From the north-west corner of the second story, over the entrance, a passage opened into the upper course of the long gallery. Here was a hall with many windows, warmed here and there with fire-places, extending east to the infirmary, north to the chapel of nine altars, and west to the dormitory. Here the abbot could walk; here, in the oriel which projected into the chapel, he could say his prayers and hear mass quite by himself. He was the only member of the monastic family who had the privilege of privacy.
The gallery is almost entirely ruined, but a comparison with the arrangements of other monastic houses suggests that the upper storey of the western part, next to the dormitory, was the library or the writing-room. Here, where there was plenty of light, the records and accounts may have been kept. Here the books may have been copied which were used in the choir, and in the cloister and in the school. The completed records, especially such as related to the abbey lands, may have been stored in the room over the warming house, now used as a museum for fragments of pottery and broken carvings found in the ruins.

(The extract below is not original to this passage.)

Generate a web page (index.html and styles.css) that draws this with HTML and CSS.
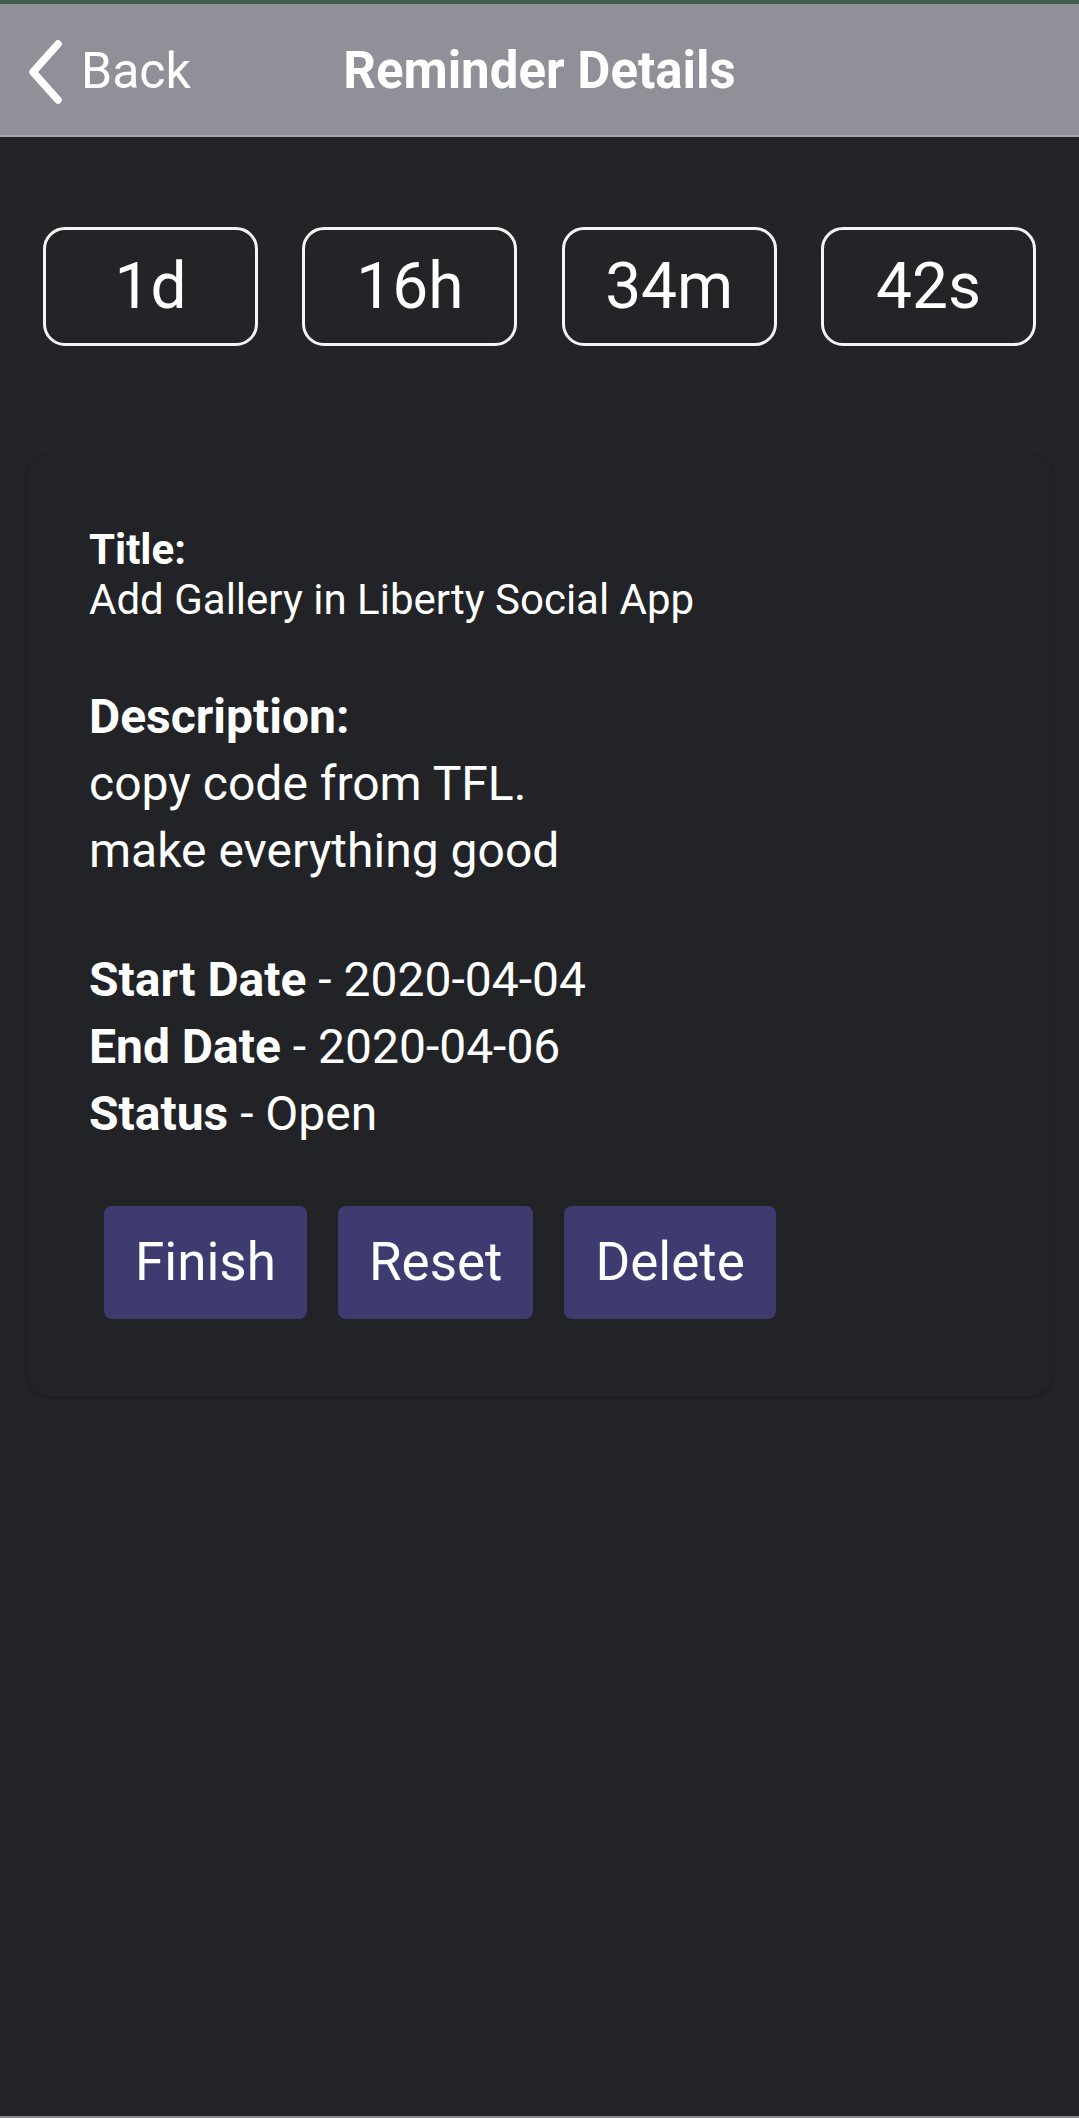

This room, reached by the day stairs to the dormitory, had a bar at the door by which the occupant could lock himself in. This bar is a perplexing fact, and nobody has as yet explained why any official of the abbey should need to defend himself against intrusion in this peremptory fashion. If this was the muniment room, it held the great books of the Chartulary of Fountains, of which the volume A to C is in the British Museum. D to J is at Ripley Castle, and K to M is in the library of the late Sir Thomas Phillips. The remaining volumes are not yet traced. Here were kept the bundles of title-deeds, now at Studley Hall; with pendant seals, which show that there were neighbouring farmers who attested their signatures with impressions of Roman gems which their forefathers had turned up with the plough. The President Book would be kept here, with its dated list of abbots up to 1471; and the Coucher Book, with its register of the dealings of the monks with their manors. These two probably lay by the abbot’s side as he sat in his place in the chapter house at business meetings. They are now preserved in the muniment room at Studley Hall.
The long corridor, which connected the cloister with the infirmary, passed, as we have seen, the abbot’s lodging on the right and the entrance-way to the chapel of the nine altars on the left. Opposite the chapel entrance there was an opening into the coal-yard. Coal was found here when the recent excavations were made. In the south-east corner of this yard lay the abbey rubbish heap, the materials of which were apparently shovelled out from the window beside it, whose sill shows the marks of this daily exercise. Here were found various broken dishes, a sickle blade, a copper can, bushels of oyster shells, and bones identified as belonging to beef, mutton, pork and venison, together with a great quantity of ashes.
The room out of which this refuse was thrown is reached by a passage which opens out of the long corridor close by the infirmary door. Here, according to Mr. Walbran, stood the reservoir, fed by a lead pipe from a spring on the high bank.
The meat bones in the rubbish heap suggest the near neighbourhood of the House of Merciful Meals. This is the room which lies to the south of the reservoir and the coal-yard. A screen extended across the east end of the misericord, and there was a dais for the high table at the west end. Along the north wall are still remains of one of the stone benches. Tables stood here, as in the refectory of the cloister.